Secretary of State Matt Schultz and deputy Charlie Smithson speak with legislators.

Secretary of State Matt Schultz and deputy Charlie Smithson speak with legislators.

Iowa’s Republican Secretary of State is asking for state funding to continue investigating cases of alleged voter fraud, but key Democrats say the request is “highly unlikely” to be granted.

Over the past two years, Secretary of State Matt Schultz has used federal “Help America Vote Act” grants to finance the work of a DCI agent who has uncovered 26 cases of alleged voter fraud.

“We wanted to see if there was a problem,” Schultz told a group of legislators this morning. “And if there wasn’t, I wouldn’t have come to you and asked for an additional $140,000.”

Schultz said the federally-funded investigation is wrapping up and he’ll present a report to legislators in March.

“We’re going to show there’s a problem and that this problem may continue,” Schultz said, “so that’s why we’re asking, in order to make sure we can keep cleaning up administering elections, that we receive those additional funds.”

Five of the 26 cases of alleged voter fraud have yielded guilty pleas.

“I think most Iowans are good, upstanding people who don’t break the law, but we do have a few who do,” Schultz said. “…If somebody votes — whether they have criminal intent or not — and they’re not supposed to, they’re cancelling out the vote of a legitimate Iowan who has that right and we can’t let that happen.”

Schultz spoke today with members of a state senate subcommittee that drafts the budget for his office. Senator Liz Mathis, a Democrat from Robins who is the subcommittee’s chairwoman, said an investigation that results in five guilty pleas does not prove voter fraud is a problem in Iowa.

“I don’t consider that to be a large number, considering we’ve spent two years and $240,000 on that,” Mathis told reporters after the meeting. “…What he initially went out to try to task was are people deliberately going out to the polls and trying to misuse voter rights in some way and, as he says, cancel out someone else’s legitimate vote. I don’t think he’s proven that over the last two years.”

Mathis said it is “highly unlikely” Democrats will give Schultz’s office more money to investigate voter fraud cases.

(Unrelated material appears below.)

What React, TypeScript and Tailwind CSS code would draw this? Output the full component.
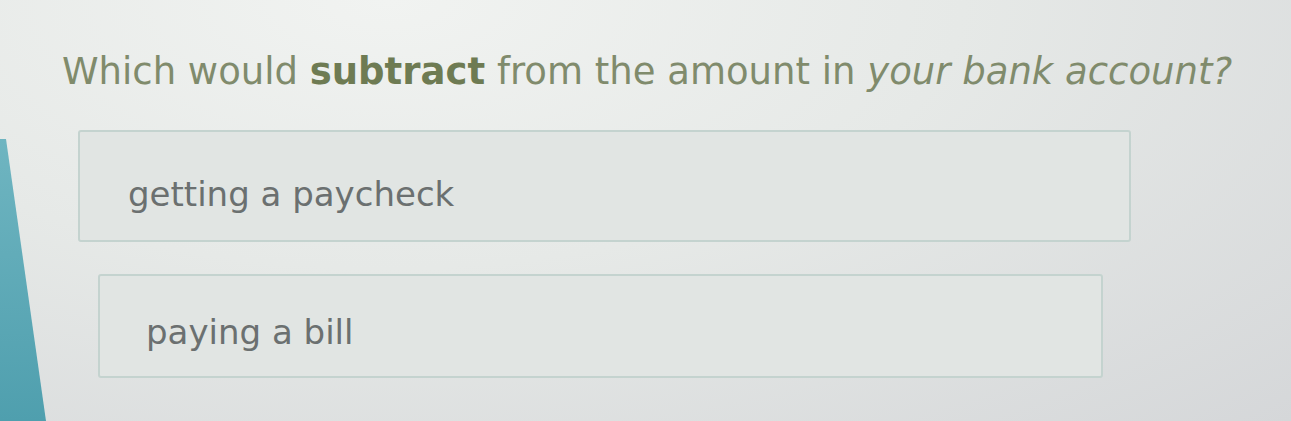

Schultz is not seeking reelection as secretary of state. He’s running for Iowa’s third district congressional seat. Some of his fellow Republicans accused Democrats of “scurrilous personal attacks” against Schultz. Senator Dennis Guth — a Republican from Klemme — said Democrats were “trying to shoot the mailman” delivering bad news about election fraud because Schultz has a “different political philosophy.”